Sono molto diversi da noi o, come ha chiosato il direttore di questa testata dopo aver ricevuto un abbozzo, meglio dire che siamo noi ad essere molto diversi da loro. E a provare invidia per quel cocktail di ardimento, snobismo, senso del dovere, curiosità, viaggi in cuori di tenebra o sotto soli accecanti, culto per le buone letture, dubbi, turbamenti, capacità di creare mondi paralleli o immaginari, che ha prodotto Robert Graves, The Lawrence (o d’Arabia), Norman Lewis, Evelyn Waugh, Somerset Maugham, J.R.R. Tolkien, Christopher Isherwood, Paddy Leigh Fermor (che citava Orazio nella caverna sulle montagne di Creta dove teneva prigioniero il generale Kreipe e che qualcuno definì un riuscito incrocio tra James Bond, Indiana Jones e Graham Greenei), i fratelli Durrell (Lawrence poeta, Gerald naturalista, giramondo e gran difensore dei lemuri), David Stirling che rinunciò ad attaccare l’Everest per andare a fondare il Sas e portare lo scompiglio nel deserto del Nordafrica.

Facile farli finire sotto la definizione di cavalieri del sogno. Niente di più falso: erano reali, concreti, spesso doppi nel loro compito, non ben dissimulato, di lavorare per lo spionaggio o per il controspionaggio. A volte, traditori: non venivano Burgess, Kilby e McLean, le talpe del Kremlino, dalle università di élite, dove veniva allevata la ruling class?

A questa schiera, che Hugo Pratt avrebbe arruolato tra i suoi gentiluomini di fortuna, è necessario e piacevole aggiungere il nome di Roger Bannister che, un anno dopo Edmund Hillary, provvide all’ultimo sussulto imperiale in un mondo che stava per avviarsi verso una completa mutazione: se il neozelandese che pareva fatto di corteccia era salito sulla montagna più alta del mondo (offrendo l‘impresa come dono alla Regina che stava per essere incoronata), toccò allo specializzando in neurologia varcare i cancelli dei 4’ nel miglio.
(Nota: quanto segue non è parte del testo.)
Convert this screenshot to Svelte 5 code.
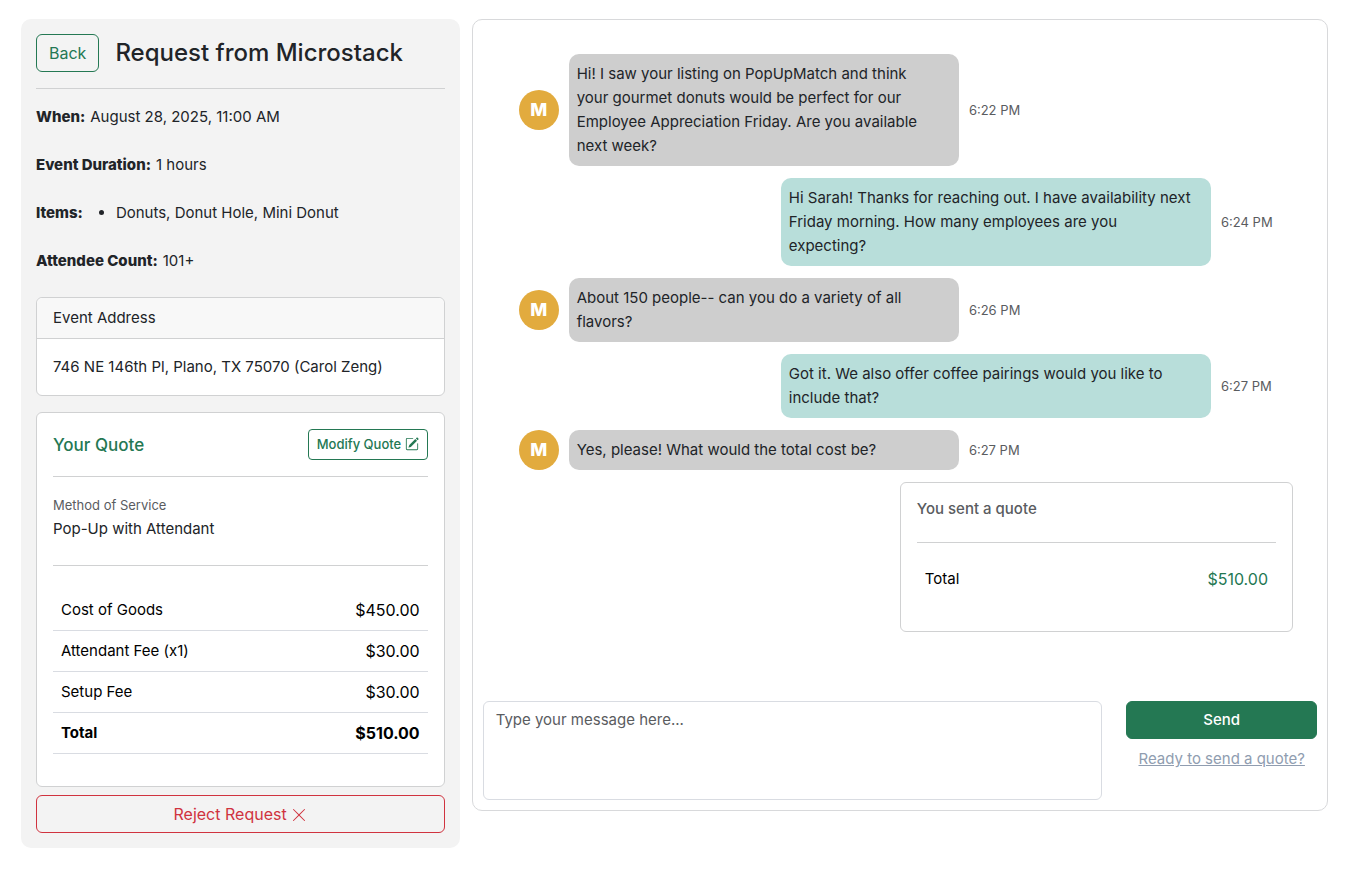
<script lang="ts">
  interface Message {
    sent: boolean;
    text: string;
    time: string;
  }

  const details = [
    { label: "When:", value: "August 28, 2025, 11:00 AM" },
    { label: "Event Duration:", value: "1 hours" },
    { label: "Items:", items: ["Donuts, Donut Hole, Mini Donut"] },
    { label: "Attendee Count:", value: "101+" },
  ];

  const fees = [
    { name: "Cost of Goods", amount: 450 },
    { name: "Attendant Fee (x1)", amount: 30 },
    { name: "Setup Fee", amount: 30 },
  ];

  const total = fees.reduce((sum, fee) => sum + fee.amount, 0);

  let messages = $state<Message[]>([
    {
      sent: false,
      text: "Hi! I saw your listing on PopUpMatch and think your gourmet donuts would be perfect for our Employee Appreciation Friday. Are you available next week?",
      time: "6:22 PM",
    },
    {
      sent: true,
      text: "Hi Sarah! Thanks for reaching out. I have availability next Friday morning. How many employees are you expecting?",
      time: "6:24 PM",
    },
    { sent: false, text: "About 150 people-- can you do a variety of all flavors?", time: "6:26 PM" },
    { sent: true, text: "Got it. We also offer coffee pairings would you like to include that?", time: "6:27 PM" },
    { sent: false, text: "Yes, please! What would the total cost be?", time: "6:27 PM" },
  ]);

  let draft = $state("");

  const money = (n: number) => `$${n.toFixed(2)}`;

  function send() {
    const text = draft.trim();
    if (!text) return;
    const time = new Date().toLocaleTimeString("en-US", { hour: "numeric", minute: "2-digit" });
    messages.push({ sent: true, text, time });
    draft = "";
  }
</script>

<main class="page">
  <aside class="sidebar">
    <header class="sidebar-header">
      <button class="btn btn-outline" type="button">Back</button>
      <h1>Request from Microstack</h1>
    </header>
    <hr />

    <div class="details">
      {#each details as detail}
        <div class="detail">
          <strong>{detail.label}</strong>
          {#if detail.items}
            <ul>
              {#each detail.items as item}
                <li>{item}</li>
              {/each}
            </ul>
          {:else}
            <span>{detail.value}</span>
          {/if}
        </div>
      {/each}
    </div>

    <section class="card address">
      <div class="card-header">Event Address</div>
      <div class="card-body">746 NE 146th Pl, Plano, TX 75070 (Carol Zeng)</div>
    </section>

    <section class="card quote" id="quote">
      <div class="quote-header">
        <h2>Your Quote</h2>
        <button class="btn btn-outline btn-sm" type="button">
          Modify Quote
          <svg class="icon" viewBox="0 0 16 16" fill="currentColor" aria-hidden="true">
            <path d="M15.502 1.94a.5.5 0 0 1 0 .706L14.459 3.69l-2-2L13.502.646a.5.5 0 0 1 .707 0l1.293 1.293zm-1.75 2.456-2-2L4.939 9.21a.5.5 0 0 0-.121.196l-.805 2.414a.25.25 0 0 0 .316.316l2.414-.805a.5.5 0 0 0 .196-.12l6.813-6.814z" />
            <path fill-rule="evenodd" d="M1 13.5A1.5 1.5 0 0 0 2.5 15h11a1.5 1.5 0 0 0 1.5-1.5v-6a.5.5 0 0 0-1 0v6a.5.5 0 0 1-.5.5h-11a.5.5 0 0 1-.5-.5v-11a.5.5 0 0 1 .5-.5H9a.5.5 0 0 0 0-1H2.5A1.5 1.5 0 0 0 1 2.5z" />
          </svg>
        </button>
      </div>
      <hr />
      <div class="method">
        <div class="method-label">Method of Service</div>
        <div>Pop-Up with Attendant</div>
      </div>
      <hr />
      <table class="fees">
        <tbody>
          {#each fees as fee}
            <tr>
              <td>{fee.name}</td>
              <td class="amount">{money(fee.amount)}</td>
            </tr>
          {/each}
          <tr class="total">
            <td>Total</td>
            <td class="amount">{money(total)}</td>
          </tr>
        </tbody>
      </table>
    </section>

    <button class="btn btn-danger" type="button">
      Reject Request
      <svg class="icon icon-x" viewBox="0 0 16 16" fill="currentColor" aria-hidden="true">
        <path d="M2.146 2.854a.5.5 0 1 1 .708-.708L8 7.293l5.146-5.147a.5.5 0 0 1 .708.708L8.707 8l5.147 5.146a.5.5 0 0 1-.708.708L8 8.707l-5.146 5.147a.5.5 0 0 1-.708-.708L7.293 8z" />
      </svg>
    </button>
  </aside>

  <section class="chat">
    <div class="messages">
      {#each messages as message}
        <div class="message" class:sent={message.sent}>
          {#if !message.sent}
            <div class="avatar">M</div>
          {/if}
          <div class="bubble">{message.text}</div>
          <time>{message.time}</time>
        </div>
      {/each}

      <div class="card sent-quote">
        <h3>You sent a quote</h3>
        <hr />
        <div class="sent-total">
          <span>Total</span>
          <span class="sent-amount">{money(total)}</span>
        </div>
      </div>
    </div>

    <div class="composer">
      <textarea bind:value={draft} placeholder="Type your message here..." aria-label="Message"></textarea>
      <div class="composer-actions">
        <button class="btn btn-send" type="button" onclick={send}>Send</button>
        <a href="#quote">Ready to send a quote?</a>
      </div>
    </div>
  </section>
</main>

<style>
  :global(body) {
    background: #fff;
  }

  .page {
    --green: #247853;
    --red: #d0333f;
    --line: #d0d1d2;
    --font: Inter, "Liberation Sans", sans-serif;
    display: grid;
    grid-template-columns: calc(100% / 3 + 3px) 1fr;
    gap: 12px;
    align-items: start;
    padding: 19px 21px;
    font-family: var(--font);
    font-size: 15px;
    line-height: 24px;
    color: #212428;
  }

  .page * {
    box-sizing: border-box;
  }

  h1,
  h2,
  h3 {
    margin: 0;
    font-weight: 500;
  }

  h1 {
    font-size: 24px;
    line-height: 28px;
  }

  h2 {
    font-size: 17px;
    line-height: 24px;
    color: var(--green);
  }

  h3 {
    font-size: 15px;
    line-height: 19px;
    color: #5a5c5f;
  }

  hr {
    height: 1px;
    margin: 16px 0;
    border: 0;
    background: var(--line);
  }

  .btn {
    padding: 6px 12px;
    border: 1px solid;
    border-radius: 6px;
    background: transparent;
    font-family: var(--font);
    font-size: 16px;
    line-height: 24px;
    cursor: pointer;
  }

  .btn-outline {
    border-color: var(--green);
    color: var(--green);
  }

  .btn-sm {
    padding: 4px 8px;
    border-radius: 4px;
    font-size: 13px;
    font-weight: 500;
    line-height: 21px;
  }

  .btn-danger {
    width: 100%;
    margin-top: 8px;
    border-color: var(--red);
    color: var(--red);
  }

  .btn-send {
    width: 100%;
    border-color: var(--green);
    background: var(--green);
    font-size: 15px;
    font-weight: 500;
    color: #fff;
  }

  .icon {
    width: 14px;
    height: 14px;
    vertical-align: -2px;
  }

  .icon-x {
    width: 16px;
    height: 16px;
    vertical-align: -3px;
  }

  .sidebar {
    padding: 15px;
    border-radius: 10px;
    background: #f3f3f3;
  }

  .sidebar-header {
    display: flex;
    align-items: center;
    gap: 16px;
  }

  .details {
    display: flex;
    flex-direction: column;
    gap: 24px;
    margin-bottom: 24px;
  }

  .detail {
    display: flex;
    gap: 5px;
  }

  .detail strong {
    font-weight: 800;
  }

  .detail ul {
    margin: 0;
    padding-left: 28px;
  }

  .card {
    border: 1px solid var(--line);
    border-radius: 6px;
    background: #fff;
  }

  .address {
    margin-bottom: 16px;
  }

  .card-header {
    padding: 8px 16px;
    border-bottom: 1px solid var(--line);
    border-radius: 6px 6px 0 0;
    background: #f8f8f8;
  }

  .card-body {
    padding: 16px;
  }

  .quote {
    padding: 16px 16px 32px;
  }

  .quote-header {
    display: flex;
    align-items: center;
    justify-content: space-between;
  }

  .method {
    margin-bottom: 24px;
  }

  .method-label {
    font-size: 13px;
    color: #5a5c5f;
  }

  .fees {
    width: 100%;
    margin-top: 24px;
    border-collapse: collapse;
    color: #000;
  }

  .fees td {
    padding: 8px;
    border-bottom: 1px solid #d9dce2;
  }

  .fees .amount {
    font-size: 16px;
    text-align: right;
  }

  .total {
    font-weight: 700;
  }

  .chat {
    border: 1px solid #d8d9db;
    border-radius: 10px;
  }

  .messages {
    display: flex;
    flex-direction: column;
    gap: 12px;
    padding: 34px 34px 59px;
  }

  .message {
    display: flex;
    align-items: center;
    gap: 10px;
    width: calc(100% * 2 / 3);
    padding: 0 12px;
  }

  .message.sent {
    align-self: flex-end;
    padding-right: 22px;
  }

  .avatar {
    display: grid;
    place-items: center;
    flex: none;
    width: 40px;
    height: 40px;
    border-radius: 50%;
    background: #e2ab3e;
    color: #fff;
    font-size: 18px;
    font-weight: 800;
  }

  .bubble {
    flex: 1;
    padding: 8px 24px 8px 8px;
    border-radius: 10px;
    background: #cecece;
  }

  .sent .bubble {
    padding-right: 16px;
    background: #b8deda;
  }

  time {
    flex: none;
    width: 50px;
    font-size: 13px;
    white-space: nowrap;
    color: #5a5c5f;
  }

  .sent-quote {
    align-self: flex-end;
    width: 50%;
    padding: 16px 16px 32px;
  }

  .sent-quote hr {
    margin-top: 24px;
  }

  .sent-total {
    display: flex;
    justify-content: space-between;
    padding: 8px;
    color: #000;
  }

  .sent-total .sent-amount {
    font-size: 16px;
    color: var(--green);
  }

  .composer {
    display: grid;
    grid-template-columns: repeat(4, 1fr);
    gap: 24px;
    padding: 10px;
  }

  .composer textarea {
    grid-column: span 3;
    height: 99px;
    padding: 6px 12px;
    border: 1px solid #d9dce2;
    border-radius: 6px;
    font-family: var(--font);
    font-size: 15px;
    line-height: 24px;
    color: #212428;
    resize: none;
  }

  .composer textarea::placeholder {
    color: #5a5c5f;
    opacity: 1;
  }

  .composer-actions {
    display: flex;
    flex-direction: column;
    align-items: center;
    gap: 8px;
  }

  .composer-actions a {
    color: #909db0;
    white-space: nowrap;
  }
</style>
Nei giorni del circense attacco alle due ore nella maratona, il vecchio sir Roger è stato citato sul Guardian come esempio di uno sport e di un mondo spariti per sempre. “La mattina del 6 maggio 1954 andò in corsia per far pratica e il pomeriggio si trasferì a Iffley Road per il suo tentativo”. Quell’immagine, simile a un quadro storico, sovrasta una poltrona su cui spesso siedo: la firma è autentica. Un regalo di cui sarò sempre riconoscente a mio figlio che l’acquistò in un’asta a Cardiff. Quando il pacco arrivò e venne aperto svelando il contenuto, le parole mancarono.